Question

A windmill is pushed by four external forces as shown. Calculate the force $ F $ required to make the windmill standstill.

A) 2 N
B) -4 N
C) 6 N
D) -16 N

Answer 1

Hint: In this solution, we will calculate the torque generated by each of the four external forces. The force $ F $ should be such that the net torque will be zero.

Formula used In this solution, we will use the following formula:
- Torque due to a force: $ \tau = F \times r $ where $ F $ is the external force and $ r $ is the distance where the force is acting from the axis of rotation.

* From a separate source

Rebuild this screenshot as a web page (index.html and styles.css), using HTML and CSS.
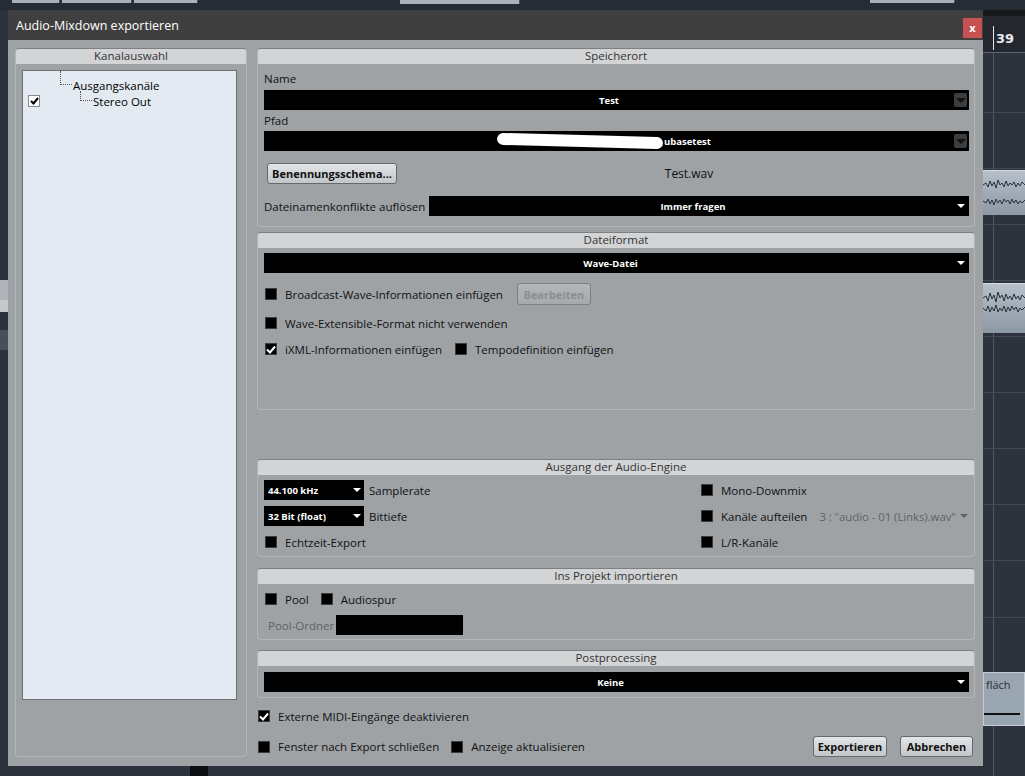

Complete step by step answer:
As we can see in the figure, the windmill is being acted on by four different forces. The force $ F $ should be such that the net torque due to all these forces should add up to zero.
WE know that the torque due to an external force is calculated as $ \tau = F \times r $ . Here $ r $ is the distance of the point where the force is acting with the axis of rotation. In the figure, we can see that all the forces are acting on the edges of the sides of the windmill. Also, as the length of the edges of the windmill are perpendicular to the direction of the force, we can calculate the net torque on the system as
 $ \tau = \left( {3 \times 2} \right) + \left( {F \times 4} \right) + \left( {2 \times 3} \right) + \left( {1 \times 4} \right) $
To make the windmill standstill, the net torque on it must be still. Hence, we can write
 $ 0 = \left( {3 \times 2} \right) + \left( {F \times 4} \right) + \left( {2 \times 3} \right) + \left( {1 \times 4} \right) $
Then we can solve for $ F $ as
 $ 4F = - 16 $
Or
$ F = - 4\,N $ which corresponds to option (B).

Note:
Since the windmill is an object that has rotational motion, we must know that for it to be stationary, the net torque on it has to be zero and not the net force. Also, we must take into account the direction of force acting on the windmill. Since the value of $ F $ is negative, it means the direction of force is opposite to that shown in the question. This is the only way the windmill can stay stationary since all other forces support each other.